Hypothesis Testing

1  Hypothesis Testing

Much of classical statistics is concerned with the idea of hypothesis testing. This is a formal framework that we can use to pose questions about a variety of topics in a consistent form that lets us apply statistical techniques to make statements about how results that we've gathered relate to questions that we're interested in. If we carefully follow the rules of hypothesis testing, then we can confidently talk about the probability of events that we've observed under a variety of hypotheses, and put our faith in those hypotheses that seem the most reasonable. Central to the idea of hypothesis testing is the notion of null and alternative hypotheses. We want to present our question in the form of a statement that assumes that nothing has happened (the null hypothesis) versus a statement that describes a specific relation or condition that might better explain our data.
For example, suppose we've got a coin, and we want to find out if it's true, that is, if, when we flip the coin, are we as likely to see heads as we are to see tails. A null hypothesis for this situation could be
H0: We're just as likely to get heads as tails when we flip the coin.
A suitable alternative hypothesis might be:
Ha: We're more likely to see either heads or tails when we flip the coin.
An alternative hypothesis such as this is called two-sided, since we'll reject the null hypothesis if heads are more likely or if tails are more likely. We could use a one-sided alternative hypothesis like "We're more likely to see tails than heads," but unless you've got a good reason to believe that it's absolutely impossible to see more heads than tails, we usually stick to two-sided alternative hypotheses.
Now we need to perform an experiment in order to help test our hypothesis. Obviously, tossing the coin once or twice and counting up the results won't help very much. Suppose I say that in order to test the null hypothesis that heads are just as likely as tails, I'm going to toss the coin 100 times and record the results. Carrying out this experiment, I find that I saw 55 heads and 45 tails. Can I safely say that the coin is true? Without some further guidelines, it would be very hard to say if this deviation from 50/50 really provides much evidence one way or the other. To proceed any further, we have to have some notion of what we'd expect to see in the long run if the null hypothesis was true. Then, we can come up with some rule to use in deciding if the coin is true or not, depending on how willing we are to make a mistake. Sadly, we can't make statements with complete certainty, because there's always a chance that, even if the coin was true, we'd happen to see more heads than tails, or, conversely, if the coin was weighted, we might just happen to see nearly equal numbers of heads and tails when we tossed the coin many times. The way we come up with our rule is by stating some assumptions about what we'd expect to see if the null hypothesis was true, and then making a decision rule based on those assumptions. For tossing a fair coin (which is what the null hypothesis states), most statisticians agree that the number of heads (or tails) that we would expect follows what is called a binomial distribution. This distribution takes two parameters: the theoretical probability of the event in question (let's say the event of getting a head when we toss the coin), and the number of times we toss the coin. Under the null hypothesis, the probability is .5. In R, we can see the expected probability of getting any particular number of heads if we tossed a coin 100 times by plotting the density function for the binomial distribution with parameters 100 and .5 .
> barplot(dbinom(1:100,100,.5),names.arg=1:100)

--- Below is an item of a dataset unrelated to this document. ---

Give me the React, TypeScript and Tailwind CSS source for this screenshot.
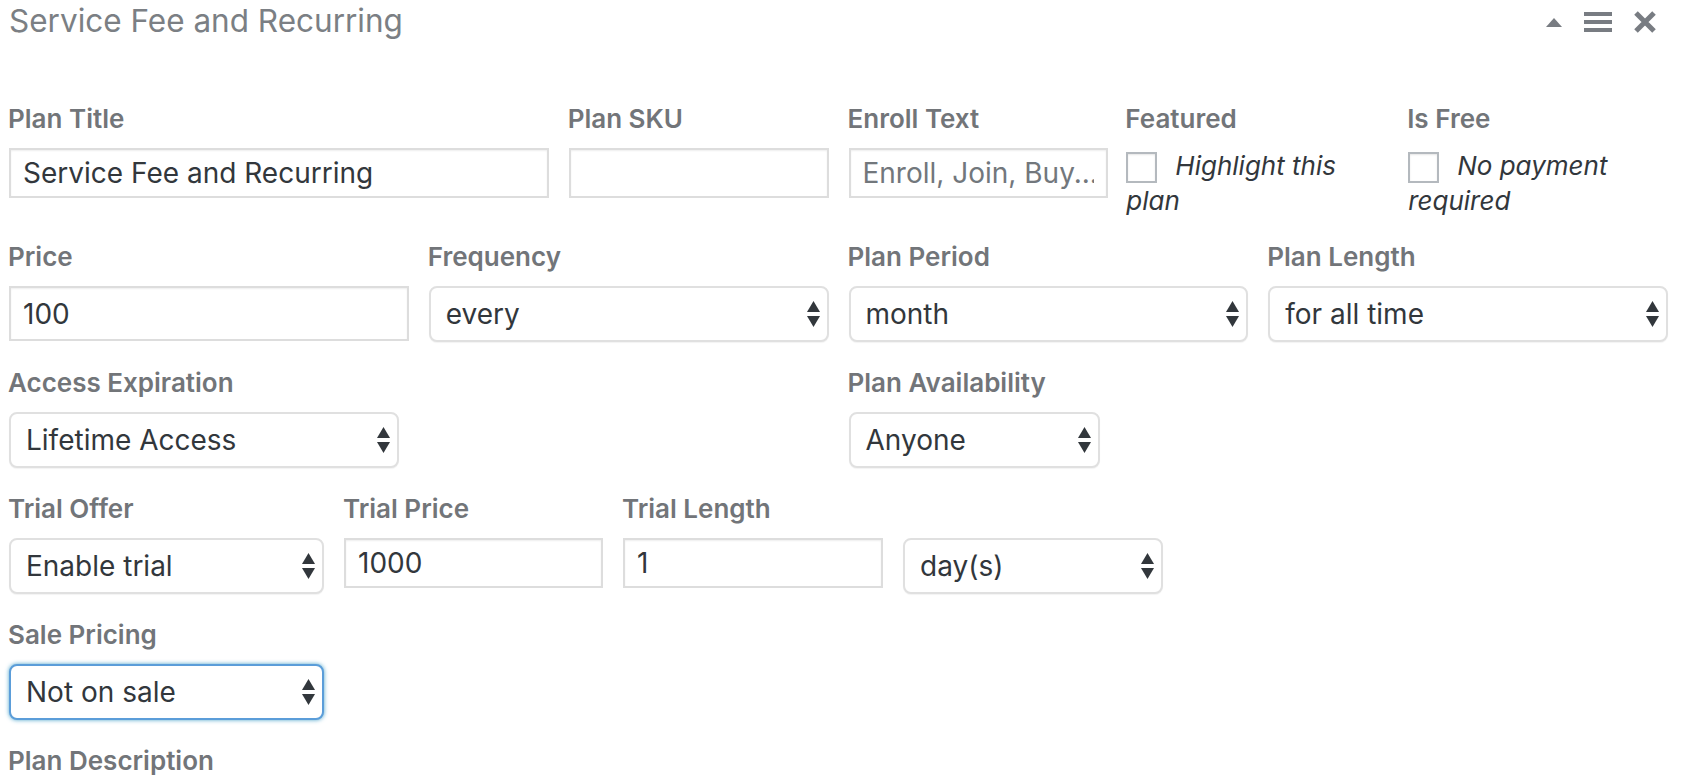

As you'd probably expect, the most common value we'd see would be 50, but there are lots of reasonable values that aren't exactly 50 that would also occur pretty often. So to make a decision rule for when we will reject the null hypothesis, we would first decide how often we're willing to reject the null hypothesis when it was actually true. For example, looking at the graph, there's a tiny probability that we'd see as few as 30 heads or as many as 70 heads when we tossed a true coin 100 times. But if we tossed a coin 100 times and only saw 30 heads, we'd be wise if we said the coin wasn't true because 30 heads out of 100 is such a rare event. On the other hand, we can see on the graph that the probability of getting, say 45 heads is still pretty high, and we might very well want to accept the null hypothesis in this case. Without any compelling reason to choose otherwise, people usually will accept an error of 5% when performing a hypothesis test, although you might want to alter that value in situations when making such an error is more or less of a problem than usual. With a two-sided hypothesis like this one, to come up with a decision rule that would be wrong only 5% of the time, we'd need to find the number of heads for which we'd see fewer heads 2.5% of the time, and the number of heads for which we'd see more heads 2.5% of the time. To find quantities like this for the binomial distribution, we can use the qbinom function. The lower limit we want is the result of calling qbinom with an argument of 0.025, and the upper limit is the result of calling qbinom with an argument of 0.975:
> qbinom(.025,100,.5)
[1] 40
> qbinom(.975,100,.5)
[1] 60

So in this experiment, if the number of heads we saw was between 40 and 60 (out of 100 tosses), we would tentatively accept the null hypothesis; formally we would say that there's not enough evidence to reject the null hypothesis. If we saw fewer than 40 or more than 60 tosses, we would say we had enough evidence to reject the null hypothesis, knowing that we would be wrong only 5% of the time. When we reject the null hypothesis when it was actually true, it's said to be a Type I error. So in this example, we're setting the Type I error rate to 5%.
To summarize, the steps for performing a hypothesis test are:
  1. Describe a null hypothesis and an alternative hypothesis.
  2. Specify a significance or alpha level for the hypothesis test. This is the percent of the time that you're willing to be wrong when you reject the null hypothesis.
  3. Formulate some assumptions about the distribution of the statistic that's involved in the hypothesis test. In this example we made the assumption that a fair coin follows a binomial distribution with p=0.50.
  4. Using the assumptions you made and the alpha level you decided on, construct the rejection region for the test, that is, the values of the statistic for which you'll be willing to reject the null hypothesis. In this example, the rejection region is broken up into two sections: less than 40 heads and more than 60 heads.
Although it's not always presented in this way, one useful way to think about hypothesis testing is that if you follow the above steps, and your test statistic is in the rejection region then either the null hypothesis is not reasonable or your assumptions are wrong. By following this framework, we can test a wide variety of hypotheses, and it's always clear exactly what we're assuming about the data.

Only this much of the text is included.